Advocate Manish Nair appeared for the petitioner while Dy. Solicitor General Himanshu Joshi appeared for the Union of India and Dy. Advocate General Aniket Naik appeared for the State.

In this case, the petitioner prayed before the Court to issue a writ of certiorari or any other writ, order or direction in the nature of certiorari to call upon the record and proceedings culminating into the issuance of the Office Memorandum and to quash and set aside the same and hold sub rule 12, 12A and 13 of Rule 5 of the CCS (Conduct), 1965 as being ultra vires to the extent that includes RSS. He also prayed to issue a writ of mandamus or any other writ, order or direction in the nature of mandamus directing the Centre to forthwith withdraw and recall the Office Memorandums of 1966, 1970, and 1980 to the extent that includes the RSS.
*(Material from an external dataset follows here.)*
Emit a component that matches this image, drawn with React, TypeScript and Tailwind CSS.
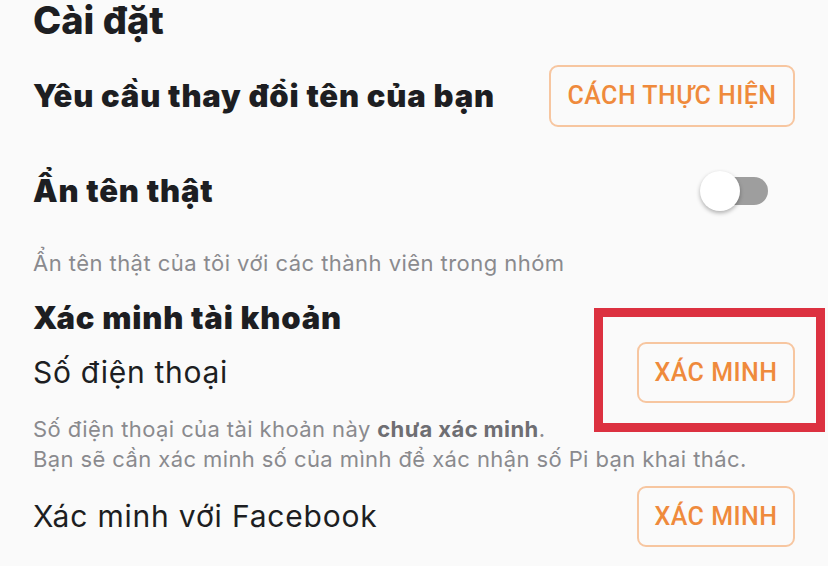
import React from "react";

function OutlineButton({ label, width }: { label: string; width: string }) {
  return (
    <button
      className={`${width} h-[61px] shrink-0 rounded-[9px] border-2 border-[#f7c6a0] bg-transparent font-['Roboto',sans-serif] text-[25px] font-medium tracking-[0.5px] text-[#ef8a3c]`}
    >
      {label}
    </button>
  );
}

function Toggle() {
  return (
    <div className="relative mr-[27px] h-[40px] w-[68px]">
      <div className="absolute right-0 top-[6px] h-[28px] w-[56px] rounded-full bg-[#9e9e9e]" />
      <div className="absolute left-0 top-0 h-[40px] w-[40px] rounded-full bg-white shadow-[0_2px_4px_rgba(0,0,0,0.3)]" />
    </div>
  );
}

export default function App() {
  return (
    <div className="relative h-[566px] w-[828px] overflow-hidden bg-[#fafafa] px-[33px] font-['Inter',sans-serif] text-[#1d1e22]">
      <h1 className="pt-[2px] text-[38px] font-extrabold leading-[36px]">Cài đặt</h1>

      <div className="mt-[27px] flex h-[62px] items-center justify-between">
        <span className="text-[31px] font-black tracking-[0.8px]">Yêu cầu thay đổi tên của bạn</span>
        <OutlineButton label="CÁCH THỰC HIỆN" width="w-[246px] h-[62px]" />
      </div>

      <div className="mt-[33px] flex h-[62px] items-center justify-between">
        <span className="text-[31px] font-black tracking-[0.8px]">Ẩn tên thật</span>
        <Toggle />
      </div>

      <p className="mt-[25px] text-[22px] leading-[32px] tracking-[0.45px] text-[#8a8a8e]">
        Ẩn tên thật của tôi với các thành viên trong nhóm
      </p>

      <h2 className="mt-[21px] text-[31px] font-black leading-[36px] tracking-[0.8px]">Xác minh tài khoản</h2>

      <div className="mt-[6px] flex h-[61px] items-center justify-between">
        <span className="text-[30px] font-normal tracking-[0.7px]">Số điện thoại</span>
        <OutlineButton label="XÁC MINH" width="w-[158px]" />
      </div>

      <p className="mt-[11px] text-[22px] leading-[30px] tracking-[0.4px] text-[#8a8a8e]">
        Số điện thoại của tài khoản này <span className="font-bold text-[#6e6e72]">chưa xác minh</span>.
        <br />
        Bạn sẽ cần xác minh số của mình để xác nhận số Pi bạn khai thác.
      </p>

      <div className="mt-[12px] flex h-[61px] items-center justify-between">
        <span className="text-[30px] font-normal tracking-[0.8px]">Xác minh với Facebook</span>
        <OutlineButton label="XÁC MINH" width="w-[158px]" />
      </div>

      <div className="absolute left-[594px] top-[308px] h-[124px] w-[231px] border-[9px] border-[#dc3140]" />
    </div>
  );
}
When the matter was listed on May 22, 2024, the Union of India was represented through Solicitor General of India, Tushar Mehta along with Additional Secretaries Manoj Kumar Dwivedi and Praveen Vashista, on behalf of the UOI. It was informed by the Solicitor General that the Central Government is in the process of reviewing the circulars under challenge and that a formal adjudication may not be required at all. In view thereof the matter was therefore adjourned.

The High Court in the above context of the case noted, “Ideally, we would have disposed of the writ petition as having rendered infructuous and academic, post the filing of the affidavit dated 10.07.2024. However, since the issues raised in the present petition have national ramifications, especially pertaining to one of the largest voluntary non-governmental organisations, viz. Rashtriya Swayamsevak Sangh (for brevity ‘RSS’), therefore before parting with the matter, this Court finds condign to make certain observations. These observations are necessary to ensure that any coveted voluntary organisation, working in public and national interest is not crucified again through executive instructions/ OMs at the whims and fancies of the Government of the day, in the manner in which the RSS has been so treated for last almost 5 decades.”
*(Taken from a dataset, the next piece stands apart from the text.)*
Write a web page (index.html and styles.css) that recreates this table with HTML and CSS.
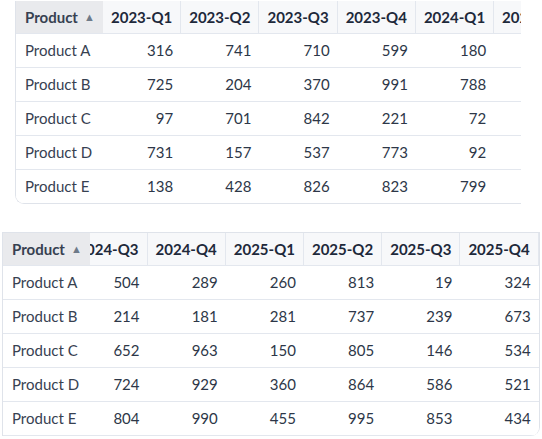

The Court said that the membership of RSS per se may not aim at or drive oneself always to the involvement in the political activities of the organisation, much less being engaged in communal or anti-national or anti-secular activities and this fine distinction had perhaps been glossed over when the impugned OMs were issued by the Central Government 45 to 50 years back.
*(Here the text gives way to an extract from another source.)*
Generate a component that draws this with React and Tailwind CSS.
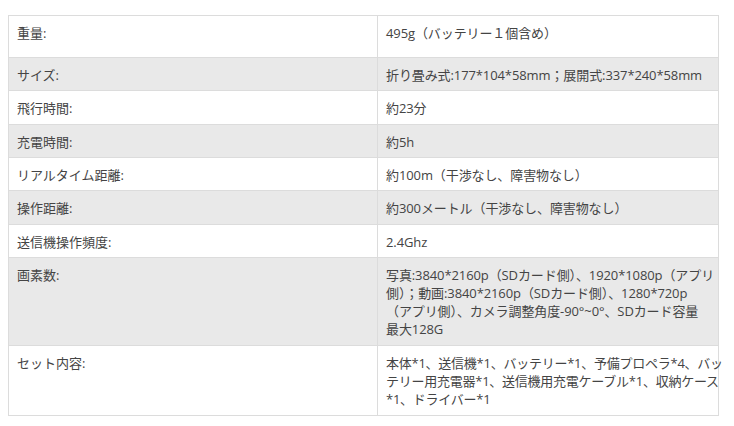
import React from 'react';

const specs = [
  { label: '重量:', lines: ['495g（バッテリー１個含め）'], pad: 'pb-[15px]' },
  { label: 'サイズ:', lines: ['折り畳み式:177*104*58mm；展開式:337*240*58mm'] },
  { label: '飛行時間:', lines: ['約23分'], pad: 'pb-[7px]' },
  { label: '充電時間:', lines: ['約5h'] },
  { label: 'リアルタイム距離:', lines: ['約100m（干渉なし、障害物なし）'] },
  { label: '操作距離:', lines: ['約300メートル（干渉なし、障害物なし）'], pad: 'pb-[7px]' },
  { label: '送信機操作頻度:', lines: ['2.4Ghz'] },
  {
    label: '画素数:',
    pad: 'pb-[7px]',
    lines: [
      '写真:3840*2160p（SDカード側）、1920*1080p（アプリ',
      '側）；動画:3840*2160p（SDカード側）、1280*720p',
      '（アプリ側）、カメラ調整角度-90°~0°、SDカード容量',
      '最大128G',
    ],
  },
  {
    label: 'セット内容:',
    pad: 'pb-[7px]',
    tight: true,
    lines: [
      '本体*1、送信機*1、バッテリー*1、予備プロペラ*4、バッ',
      'テリー用充電器*1、送信機用充電ケーブル*1、収納ケース',
      '*1、ドライバー*1',
    ],
  },
];

const App = () => {
  return (
    <div
      className="min-h-screen bg-white pl-[8px] pt-[15px] text-[13px] leading-[18px] text-[#444]"
      style={{ fontFamily: '"Open Sans", "Noto Sans CJK JP", sans-serif' }}
    >
      <table className="w-[711px] table-fixed border-collapse border border-[#dcdcdc]">
        <colgroup>
          <col className="w-[369px]" />
          <col />
        </colgroup>
        <tbody>
          {specs.map((row, i) => (
            <tr key={row.label} className={i % 2 === 1 ? 'bg-[#e9e9e9]' : 'bg-white'}>
              <td className={`border border-[#dcdcdc] px-[8px] pt-[8px] align-top ${row.pad || 'pb-[6px]'}`}>
                <div className="h-[18px]">{row.label}</div>
              </td>
              <td
                className={`border border-[#dcdcdc] pl-[8px] pr-[4px] pt-[8px] align-top whitespace-nowrap ${
                  row.tight ? 'tracking-[-0.25px]' : 'tracking-[-0.1px]'
                } ${row.pad || 'pb-[6px]'}`}
              >
                {row.lines.map((line, j) => (
                  <div key={j} className="h-[18px]">{line}</div>
                ))}
              </td>
            </tr>
          ))}
        </tbody>
      </table>
    </div>
  );
};

export default App;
“… once the government has decided and taken a conscious decision to review and remove the name of RSS from the litany of banned organisations, then its continuation shouldn’t be dependent only on the vagaries, mercy & pleasure of the government of the day. … It is a trite law that fundamental rights, especially the rights guaranteed under Articles 14 & 19 cannot be altered by way of executive instructions or circulars or OMs. They can be altered only by way of ‘a law’ duly enacted and falling within the four corners of Article 13(3)(a) of the Constitution of India”, it added.

Moreover, the Court emphasised that the voluntary membership of a national & internationally famed organisation like RSS, for activities other than political in nature, like religious, social, philanthropic, educational cannot be proscribed through executive instructions and they ought to have been done only through duly enacted law if the necessity was felt for doing so, preferably through amendments to the Conduct rules itself.

“The moratorium on joining RSS must preferably by way of the Conduct rules only and not through executive framed Official Memorandums, as it results in infringement of precious fundamental rights of not only the Central Government employees as the citizens of the country, but also members and office bearers of the organisation serving the country as part of RSS. ‘OMs do not constitute a ‘law’ issued under Article 13(3)(a) of the Constitution of India, more so when they are issued on a piece of paper by the subordinate officers of the Central Government purportedly in the name of the sovereign”, it further enunciated.

The Court held that even though the Central Government during the pendency of writ petition has chosen to review and remove the name of RSS from the list of ‘don't join’ organisations, any such exercise of proposing and restoring its name back in the of ‘don't join’ list ever in future must be preceded by a profound thought process, intensive deliberations at the highest levels of the rule making authority, backed by persuasive data, compelling evidence and material as to why RSS as an umbrella organisation along with all its subsidiary organisations need to be banned from participation by any of the Central Government employee.

“Other than political, why its religious, social, educational, health related community services also invite a similar treatment be also delved deep into, before holding the same to be a facet of misconduct under Rule 5 of the CCS Rules, 1964. … If any such decision is taken by the Government sans persuasive data, compelling evidence and material of restoring the status of RSS and other organizations in future amongst the ‘don't join’ organisations, it would always be susceptible and vulnerable to constitutional challenge. Besides such data & material must also possess rational nexus with the purpose to be subserved, viz checking misconduct by Central Government employees whilst on government rolls”, it also observed.

The Court remarked that the issuance of the OMs painting the whole universe of even the apolitical activities of RSS as communal, anti-secular and against national interest is a decision having drastic consequences, not only for the organisation, but also everybody aspiring to associate with it with the noble interest of rendering community & public service.

“… we direct the Department of Personnel and Training and Ministry of Home Affairs, GOI to display publicly on the Home Page of its Official Website the contents and copy of the circular /OM dated 9th July, 2024 as filed in the present petition. This is to ensure public knowledge and information about the issuance of the said circular/ OM. Besides the above, within 15 days of the judgement of this Court, the circular /OM dated 9th July, 2024 is also directed to be transmitted to all the departments and undertakings of the Central Government across India”, it directed.

Accordingly, the High Court disposed of the writ petition.